Sebi to Make Frauds Disclosures a Must

may unveil norms today to improve transparency

India's capital market regulator plans to announce stringent rules that will make it incumbent upon companies to make disclosures relating to fraud, litigation against senior executives and their financial implications.

These are among a series of changes that will help improve transparency and corporate governance standards.

According to the guidelines likely to be announced by the Securities and Exchange Board of India (Sebi) on Monday, companies will have to make public any fraud committed by directors and employees, litigation against them and the impact of this on financials, reveal details about shareholders and loan agreements besides providing estimates of losses caused by natural calamities.

Sebi also intends to tighten rules on disclosures related to the filing of shareholding patterns and financial results by listed companies, said an official familiar with the matter.

This is the first time Sebi is considering that declarations of any fraud by employees, directors and agents of the listed entity be made mandatory.

Any litigation that could hurt the company financially also has to be made public.
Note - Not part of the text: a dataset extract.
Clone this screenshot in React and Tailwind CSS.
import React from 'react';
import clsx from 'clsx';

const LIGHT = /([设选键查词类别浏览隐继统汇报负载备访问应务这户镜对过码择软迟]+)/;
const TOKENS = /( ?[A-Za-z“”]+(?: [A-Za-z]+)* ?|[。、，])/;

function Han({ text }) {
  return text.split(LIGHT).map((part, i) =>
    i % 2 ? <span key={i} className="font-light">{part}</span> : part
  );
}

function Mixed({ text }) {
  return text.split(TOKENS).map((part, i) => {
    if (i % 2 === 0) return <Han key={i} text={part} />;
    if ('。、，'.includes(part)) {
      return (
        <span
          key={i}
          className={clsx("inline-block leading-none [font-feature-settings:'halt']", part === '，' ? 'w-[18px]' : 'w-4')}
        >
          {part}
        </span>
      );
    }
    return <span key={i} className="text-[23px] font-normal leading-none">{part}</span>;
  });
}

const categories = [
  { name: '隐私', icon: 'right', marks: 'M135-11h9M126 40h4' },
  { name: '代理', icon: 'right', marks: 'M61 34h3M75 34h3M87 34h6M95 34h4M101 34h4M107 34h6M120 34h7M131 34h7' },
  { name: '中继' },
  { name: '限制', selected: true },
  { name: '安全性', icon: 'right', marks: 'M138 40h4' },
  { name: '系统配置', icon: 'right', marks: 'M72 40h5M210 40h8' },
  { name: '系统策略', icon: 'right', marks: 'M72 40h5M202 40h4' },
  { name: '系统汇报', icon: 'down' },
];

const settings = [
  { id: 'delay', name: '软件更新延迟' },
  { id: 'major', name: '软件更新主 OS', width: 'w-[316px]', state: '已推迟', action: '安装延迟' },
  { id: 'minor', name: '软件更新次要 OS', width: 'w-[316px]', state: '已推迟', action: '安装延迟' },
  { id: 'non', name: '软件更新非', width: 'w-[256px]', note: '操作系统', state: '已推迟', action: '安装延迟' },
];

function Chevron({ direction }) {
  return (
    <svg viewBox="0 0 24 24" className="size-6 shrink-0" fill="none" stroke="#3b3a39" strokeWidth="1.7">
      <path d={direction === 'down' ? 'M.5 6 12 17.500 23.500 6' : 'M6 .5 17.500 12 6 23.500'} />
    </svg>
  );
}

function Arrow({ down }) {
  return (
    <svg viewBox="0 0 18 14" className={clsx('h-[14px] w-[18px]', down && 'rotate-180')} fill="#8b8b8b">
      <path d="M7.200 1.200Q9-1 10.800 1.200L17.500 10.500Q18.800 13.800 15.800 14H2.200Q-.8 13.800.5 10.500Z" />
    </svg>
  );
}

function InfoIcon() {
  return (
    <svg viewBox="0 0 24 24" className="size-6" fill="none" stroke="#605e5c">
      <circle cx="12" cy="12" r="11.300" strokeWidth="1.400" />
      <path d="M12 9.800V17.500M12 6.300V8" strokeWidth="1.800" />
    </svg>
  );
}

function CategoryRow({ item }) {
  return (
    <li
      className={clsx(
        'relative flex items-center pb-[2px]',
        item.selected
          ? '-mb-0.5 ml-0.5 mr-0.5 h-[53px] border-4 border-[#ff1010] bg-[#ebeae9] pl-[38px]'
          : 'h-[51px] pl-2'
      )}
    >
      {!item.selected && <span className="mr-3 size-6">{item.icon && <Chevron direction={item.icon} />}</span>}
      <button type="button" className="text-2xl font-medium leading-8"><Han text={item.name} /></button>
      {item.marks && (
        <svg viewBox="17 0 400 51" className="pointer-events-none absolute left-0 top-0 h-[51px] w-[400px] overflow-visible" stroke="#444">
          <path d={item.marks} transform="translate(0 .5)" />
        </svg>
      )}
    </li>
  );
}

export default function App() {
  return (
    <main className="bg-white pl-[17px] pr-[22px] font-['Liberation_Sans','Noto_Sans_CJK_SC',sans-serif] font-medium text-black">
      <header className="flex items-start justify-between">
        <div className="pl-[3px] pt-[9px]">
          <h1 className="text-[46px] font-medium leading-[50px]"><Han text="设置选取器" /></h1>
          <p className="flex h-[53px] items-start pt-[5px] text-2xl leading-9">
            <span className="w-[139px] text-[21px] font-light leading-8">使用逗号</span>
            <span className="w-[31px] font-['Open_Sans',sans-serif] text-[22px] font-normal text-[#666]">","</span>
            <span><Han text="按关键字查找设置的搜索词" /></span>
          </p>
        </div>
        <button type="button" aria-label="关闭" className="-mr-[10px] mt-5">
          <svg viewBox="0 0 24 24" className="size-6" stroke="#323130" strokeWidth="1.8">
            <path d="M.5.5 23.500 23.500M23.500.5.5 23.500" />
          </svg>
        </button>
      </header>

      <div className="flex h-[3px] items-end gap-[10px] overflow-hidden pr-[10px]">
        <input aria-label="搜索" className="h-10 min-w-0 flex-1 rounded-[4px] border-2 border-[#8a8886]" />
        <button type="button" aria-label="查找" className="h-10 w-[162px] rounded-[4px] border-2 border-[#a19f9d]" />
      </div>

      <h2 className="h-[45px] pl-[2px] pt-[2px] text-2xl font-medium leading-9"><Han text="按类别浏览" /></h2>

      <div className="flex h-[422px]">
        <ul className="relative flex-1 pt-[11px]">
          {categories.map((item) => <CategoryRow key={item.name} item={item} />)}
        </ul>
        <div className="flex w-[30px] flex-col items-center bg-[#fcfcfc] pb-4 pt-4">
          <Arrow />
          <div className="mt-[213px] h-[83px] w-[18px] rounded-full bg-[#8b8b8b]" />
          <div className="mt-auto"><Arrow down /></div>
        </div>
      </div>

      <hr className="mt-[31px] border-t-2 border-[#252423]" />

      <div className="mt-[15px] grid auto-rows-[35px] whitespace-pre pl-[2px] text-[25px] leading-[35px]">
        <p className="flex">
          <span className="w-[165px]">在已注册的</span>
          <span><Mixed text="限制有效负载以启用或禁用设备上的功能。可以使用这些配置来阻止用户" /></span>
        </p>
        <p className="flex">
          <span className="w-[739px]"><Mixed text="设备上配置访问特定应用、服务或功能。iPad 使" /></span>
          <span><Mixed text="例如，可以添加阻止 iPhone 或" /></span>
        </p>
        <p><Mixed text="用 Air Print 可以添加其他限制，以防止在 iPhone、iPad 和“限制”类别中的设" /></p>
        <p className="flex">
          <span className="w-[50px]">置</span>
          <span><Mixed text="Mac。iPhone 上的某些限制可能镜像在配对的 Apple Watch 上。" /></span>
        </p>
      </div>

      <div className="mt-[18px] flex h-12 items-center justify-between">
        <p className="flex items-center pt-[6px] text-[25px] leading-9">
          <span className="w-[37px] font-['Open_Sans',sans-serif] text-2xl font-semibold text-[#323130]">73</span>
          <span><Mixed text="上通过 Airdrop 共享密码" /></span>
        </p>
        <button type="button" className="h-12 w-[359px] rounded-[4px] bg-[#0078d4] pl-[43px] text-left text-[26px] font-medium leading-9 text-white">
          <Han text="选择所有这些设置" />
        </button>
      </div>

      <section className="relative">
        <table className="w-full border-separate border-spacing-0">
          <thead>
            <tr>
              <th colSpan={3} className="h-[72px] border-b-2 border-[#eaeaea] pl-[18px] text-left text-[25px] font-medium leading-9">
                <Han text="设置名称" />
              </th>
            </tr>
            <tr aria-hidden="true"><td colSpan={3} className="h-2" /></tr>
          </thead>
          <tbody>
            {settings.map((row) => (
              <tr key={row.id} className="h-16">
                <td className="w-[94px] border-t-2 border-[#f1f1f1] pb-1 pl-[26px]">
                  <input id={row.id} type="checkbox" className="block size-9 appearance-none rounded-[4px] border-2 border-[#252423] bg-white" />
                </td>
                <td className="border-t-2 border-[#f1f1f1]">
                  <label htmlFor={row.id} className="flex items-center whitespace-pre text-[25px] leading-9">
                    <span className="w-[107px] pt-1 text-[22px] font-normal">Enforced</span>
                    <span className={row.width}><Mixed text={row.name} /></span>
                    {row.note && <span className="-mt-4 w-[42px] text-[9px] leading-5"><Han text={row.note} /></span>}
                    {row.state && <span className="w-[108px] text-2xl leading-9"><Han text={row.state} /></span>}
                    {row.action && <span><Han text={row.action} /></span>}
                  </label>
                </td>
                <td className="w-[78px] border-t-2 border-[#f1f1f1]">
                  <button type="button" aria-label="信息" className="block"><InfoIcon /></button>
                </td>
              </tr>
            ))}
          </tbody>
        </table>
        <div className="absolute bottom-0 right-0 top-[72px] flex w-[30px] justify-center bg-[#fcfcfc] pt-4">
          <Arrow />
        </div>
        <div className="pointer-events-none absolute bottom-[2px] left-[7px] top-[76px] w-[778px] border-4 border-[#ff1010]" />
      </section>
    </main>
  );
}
Sebi is of the view that fraud and defaults by persons related to the company can have a material impact on its working, especially in cases where such persons have significant control or influence in decision making.

The move is part of Sebi's ongoing push to bring regulatory norms in line with best practices elsewhere and strengthen investor protection. It also plans to introduce disclosure requirements with regard to shareholding and loan agreements. It wants companies to spell out terms and conditions of shareholding agreements, including special voting rights, the first right to share subscription in case of fresh equity issues and the right to restrict any change in capital structure that could have a bearing on the rights of public shareholders.

In case of a loan agreement, firms will have to reveal details about the nature of the debt, total outstanding amount and security provided and the impact of any default on financial performance. Companies will also have to spell out details of loan realignment under corporate debt restructuring, or CDR. "The costs and benefits of any additional disclosures should be thoughtfully considered, particularly in areas such as frauds and contingencies, which have inherent complexity and uncertainty, and consequently involve significant management judgment," said N Venkatram, managing partner, audit, at Deloitte Haskins & Sells.

"The time period for quarterly reporting may be insufficient for detailed disclosure in these areas... regulatory corporate disclosures are not always comprehensive, and require to be supplemented by management reports in order to tell the whole story." Mehul Savla of RippleWave Equity, a boutique investment bank, said, "Shareholder agreements which create distortion in shareholder rights usually need a change in the articles of association that anyway require shareholder approval.

Any other arrangements to which a company is not a party can be difficult to bring into the fold." Legal disputes have become a sticky issue with companies getting mired in controversies. Corporate India has been paying millions of dollars in legal fees to fight various cases related to wrongdoing and regulatory issues. Perhaps taking a cue from this, the regulator wants listed companies to immediately make public any litigation that's significant as against the current practice of informing the bourses after the event.

Moreover, firms may also have to say whether there will be any financial implications due to penalties or compensation as a result of this. "The test of materiality should be left to companies to bring to the shareholders' attention," said Sudhir Bassi, executive director, capital markets, Khaitan & Co., a leading law firm. "Litigation may or may not go against the company and any disclosure of maximum possible penalty could result in material impact on stock price.

However, if the claim is quantified in the litigation and it is material, then the same should be disclosed." Companies will also need to provide estimates of losses from natural calamities such as floods, fire and earthquakes, besides lockouts and strikes and whether these were covered by insurance.